Sebuah adat yang sangat khas ketika upcara pemakaman diadakan ialah adat pukul kaki. Adat ini menurut orang setempat diadakan pada saat memperingati hari ke empat puluh. Saat itu pemuda desa tempat almahrum berdomisili akan dipukul kakinya dengan rotan oleh pemuda dari desa tetangga. Syaratnya hanya boleh memukuli kaki saja dan tidak boleh menyentuh bagian diatas lutut. Acara pukul kaki ini dilaksanakan beriringan dengan gong yang dimainkan dan acara akan berlangsung seharian. Maka tak heran apabila usai acara tersebut kaki para pemuda desa berdarah, bengkak dan bahkan ada yang patah. Namun adat pukul kaki ini sudah mulai luntur dan sudah banyak keluarga Rote yang tidak melaksanakan acara adat tersebut.

HANTU KOH???

Waktu hari ketiga ketika dua malam berturut-turut tidur bak ikan sarden dengan keluarga mama di dalam rumah duka dimana jenazah Opa berada di kamar sebelah, aku diajak oleh salah seorang sanak keluarga mama, yang juga temanku di dusun, untuk menginap dirumah Omanya yang tak jauh dari rumah duka. Rumah yang sebagian dindingnya terbuat dari kayu lontar itu merupakan kediaman Oma yang dibangun sendiri oleh almahrum suaminya. Rumahnya sangat khas Rote. Aku diminta untuk tidur dikamar Oma ditemani oleh temanku tadi.

Pagi hari kami dibangunkan oleh suara Oma yang memanggil  temanku ini. Kami terbangun dengan rasa enggan karena tidur tidak pulas. Teman saya bergegas menuju ke dapur untuk menyiapkan sarapan. Sementara itu saya masih berdiam duduk diatas tempat tidur enggan untuk beranjak.
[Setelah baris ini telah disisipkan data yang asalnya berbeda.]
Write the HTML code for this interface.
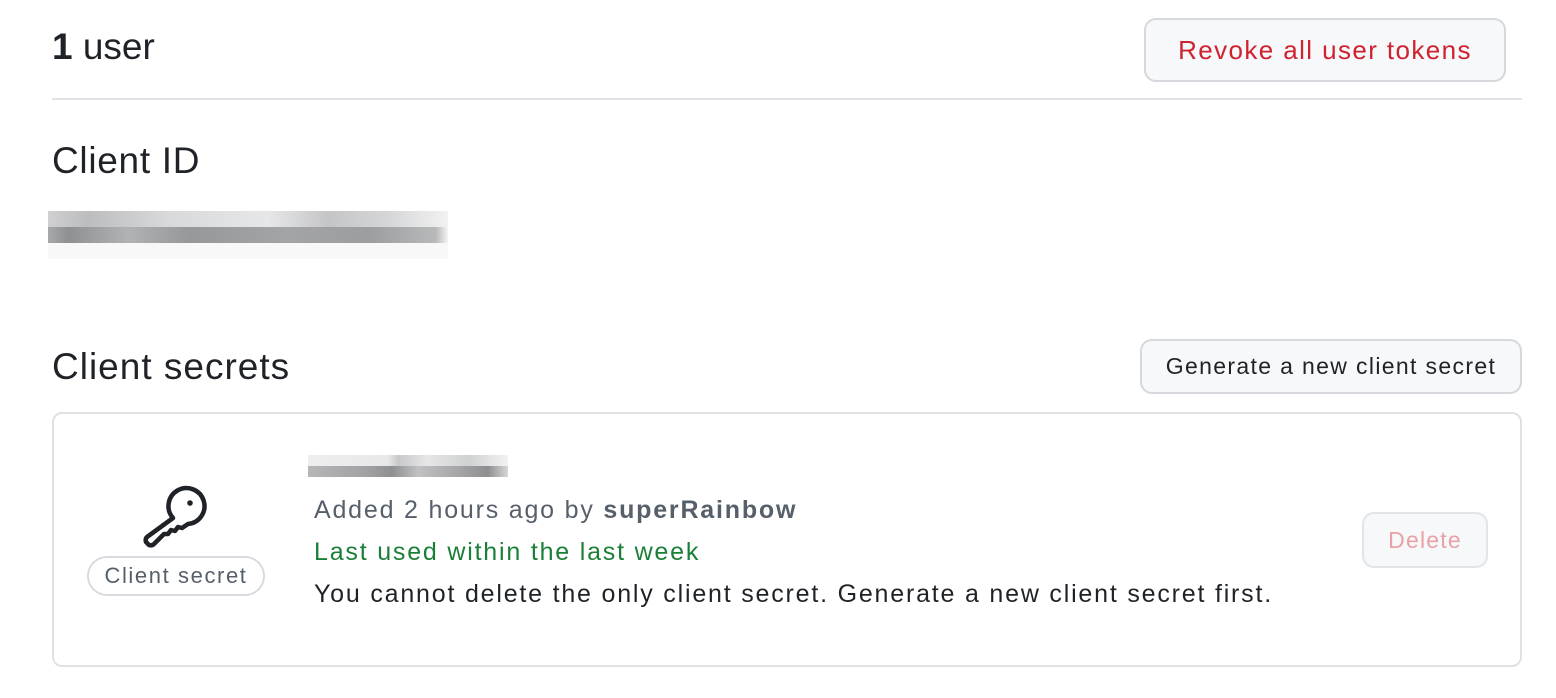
<!DOCTYPE html>
<html><head><style>
body{margin:0;width:1556px;height:698px;background:#fff;font-family:"Liberation Sans",sans-serif;color:#1f2328;position:relative;overflow:hidden}
.a{position:absolute}
.btn{position:absolute;border:2px solid #d5d8dc;border-radius:12px;background:#f6f8fa;font-size:25px;display:flex;align-items:center;justify-content:center;box-sizing:border-box}
.t{letter-spacing:1.8px}
</style></head><body>
<div class="a" style="left:52px;top:26px;font-size:37px"><b>1</b> user</div>
<div class="btn" style="left:1144px;top:18px;width:362px;height:64px;color:#cf222e;font-size:26px;letter-spacing:1.4px">Revoke all user tokens</div>
<div class="a" style="left:52px;top:98px;width:1470px;height:2px;background:#e1e4e8"></div>
<div class="a" style="left:52px;top:140px;font-size:37px;letter-spacing:0.7px">Client ID</div>
<div class="a" style="left:48px;top:211px;width:400px;height:16px;background:linear-gradient(90deg,#cfd0d2,#bcbdbf 10%,#d8d9da 30%,#e6e7e8 55%,#c4c5c7 70%,#d5d6d8 85%,#f2f2f2)"></div>
<div class="a" style="left:48px;top:227px;width:400px;height:16px;background:linear-gradient(90deg,#a8a9ab,#8f9092 5%,#b1b2b4 20%,#97989a 35%,#a3a4a6 60%,#9c9d9f 80%,#b8b9bb 97%,#f4f4f4)"></div>
<div class="a" style="left:48px;top:243px;width:400px;height:16px;background:#f8f8f8"></div>
<div class="a" style="left:52px;top:346px;font-size:37px;letter-spacing:1px">Client secrets</div>
<div class="btn" style="left:1140px;top:339px;width:382px;height:55px;color:#1f2328;font-size:23px;letter-spacing:1.35px">Generate a new client secret</div>
<div class="a" style="left:52px;top:412px;width:1470px;height:255px;border:2px solid #dfe2e5;border-radius:10px;box-sizing:border-box"></div>
<div class="a" style="left:308px;top:455px;width:200px;height:11px;background:linear-gradient(90deg,#eee,#e8e8e8 40%,#c8c9cb 45%,#e6e6e6 60%,#d0d1d2 80%,#f2f2f2)"></div>
<div class="a" style="left:308px;top:466px;width:200px;height:11px;background:linear-gradient(90deg,#b5b6b8,#a0a1a3 30%,#8e8f91 42%,#c0c1c2 55%,#a5a6a8 75%,#8d8e90 90%,#d8d8d8)"></div>
<svg class="a" style="left:142px;top:484px" width="68" height="66" viewBox="0 0 68 66" fill="none" stroke="#1f2328" stroke-width="4.5" stroke-linejoin="round" stroke-linecap="round">
<path d="M31 34 A18 18 0 1 1 46 40 L40 44 L36 43 L33 47 L29 46 L26 50 L22 50 L12 60 Q10 62 7 61 L4 58 Q3 55 5 53 Z"/>
<circle cx="48" cy="19" r="2.8" fill="#1f2328" stroke="none"/>
</svg>
<div class="a" style="left:87px;top:556px;width:178px;height:40px;border:2px solid #d8dbdf;border-radius:20px;box-sizing:border-box;font-size:22px;color:#57606a;display:flex;align-items:center;justify-content:center;letter-spacing:1.6px">Client secret</div>
<div class="a t" style="left:314px;top:496px;font-size:25px;color:#57606a">Added 2 hours ago by <b>superRainbow</b></div>
<div class="a t" style="left:314px;top:538px;font-size:25px;color:#1a7f37">Last used within the last week</div>
<div class="a t" style="left:314px;top:580px;font-size:25px;color:#1f2328">You cannot delete the only client secret. Generate a new client secret first.</div>
<div class="btn" style="left:1362px;top:512px;width:126px;height:56px;color:#e9a1a6;background:#f6f8fa;border-color:#e1e4e8;font-size:23px;letter-spacing:1.2px">Delete</div>
</body></html>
Tak lama kemudian Oma masuk ke kamar dengan tertatih-tatih berjalan menuju tempat tidur lalu memegang diriku

“linda...? (lalu berbicara dengan bahasa Rote)”

Aku hanya bisa menyahut “Bukan Oma, saya ini teman Linda”  akan tetapi dengan raut muka yang membingungkan Oma terus memandangku lalu berkata “Hantu koh?”

Lalu ia bergegas pergi dan memberitahukan seisi rumah bahwa ada sesosok hantu di kamar nya.

Aku hanya bisa duduk terdiam dan menahan rasa geli yang ada dalam diriku. Tak jauh dari kamar aku dapat mendengar suara temanku ini yang menasehati Oma nya bahwa yang dalam kamar itu bukan hantu tapi seorang guru baru yang mengajar di SD. Yah...jarang-jarang seorang pengajar muda dianggap sebagai hantu.